Em “Donbass,” uma região do leste da Ucrânia, ocorre uma guerra híbrida, envolvendo um conflito armado aberto ao lado de assassinatos e roubos em larga escala perpetrados por gangues separatistas. Lá, a guerra é chamada de paz, a propaganda é pronunciada como verdade e o ódio é declarado como amor. Uma jornada pela região desdobra uma cadeia de curiosas aventuras, em que o grotesco e o drama estão tão entrelaçados quanto a vida e a morte. Este não é um conto de uma região, um país ou um sistema político. É sobre um mundo perdido na pós-verdade e identidades falsas. É sobre todos e cada um de nós. O longa-metragem é um filme coral de momentos, de vidas em esquetes que se cruzam em determinados instantes, de hipocrisias alienadas e existências idiotizadas. São treze episódios, cada um contando uma história, que aconteceu nos territórios ocupados de 2014 a 2015. É também uma “reflexão distorcida em um espelho curvo de um mundo underground”. Suas personagens convivem com o medo, morte, silêncio e com uma sociedade que está em colapso, em situações absurdas, grotescas, fanfarronas e de intimidante humor gaiato. É um mundo em guerra, que se retroalimenta de surreais, radicais e próprias regras.

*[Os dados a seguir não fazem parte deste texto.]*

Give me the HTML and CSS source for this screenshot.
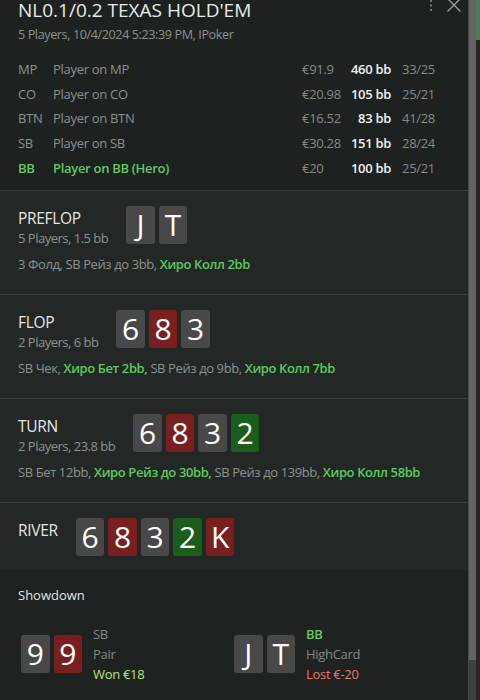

“Donbass”, que é uma região industrial, de passagem, de barreiras de entrada e saída, tem estrutura de cinema direto, de metáfora da maquiagem. Que não sabe o status: encenação à câmera de televisão (entrevistas e dramas pessoais – e políticos) dentro do filme ou a realidade nua e crua editada (o protesto militante) em constantes plano-sequência. Pode também ser uma propaganda de autopromoção de um regime defasado e antiquado (com computadores fora de sistema), que parou no tempo e repete uma guerra contra o fascismo pelas mãos daqueles que acreditam terem um pouco de poder. São amadores brincando de política versus pensamentos narrados de passageiros em um ônibus silencioso e apático.

“Glória a Ucrânia” por soldados que passam tempo implicando com os civis e afeitando pequenos suborninhos de comida. É um país de divisas, em que cada barricada pode ser mais rígida ou mais branda. “Todos nós temos uma mãe doente. Nossa mãe terra está doente”, diz-se e ficam felizes quando um alemão é “pego”.

“Sou jornalista, não fascista”, responde. “Mas seu avô era fascista”, rebate-se. E quando acham um vidro de picles. Esses “sobreviventes” elevam suas ironias, seus deboches e suas desesperanças. São críticos e excessivamente desconfiados, esta outra característica presentes nos filmes de Loznitsa.

“Donbass” não livra ninguém. Tampouco as reuniões com o presidente que “não cuida do país”, o deixando “morrer”. Tudo está quebrado, decadente e necessitado. Seu povo vive na idade das pedras em que todos são suspeitos. O longa-metragem desenvolve-se à moda de um Samuel Beckett teatralizado com viés realista e de um “Dogville”, de Lars von Trier, que fica estagnado na resignação. É sobre vidas, limitações, restrições de liberdade e histórias que brigam para continuar existindo e que liberam a raiva guardada em um “voluntário judas fascista”, exposto em rua para linchamento público. É a volta a Roma antiga.

“Donbass” desenha também a ideia de um passional e manipulado povo perdido em esdrúxulos ideais e que se protegem dos fascistas sendo fascistas. “Carro retido não é roubo, é expropriação”, argumenta, devasta, destrói e vai embora. Não há como sair imune. Somos afetados em nossas emoções mais primitivas. Somos mais humanizados. Somos convidados a reagir. A acordar. A exigir a mudança. Mas não é o diretor, tampouco o roteiro do filme, que fornecerão esta esperança de um vida melhor. Não há suavizações. Tudo faz com que nossa crença no ser-humano perca totalmente uma segunda chance. Imperdível!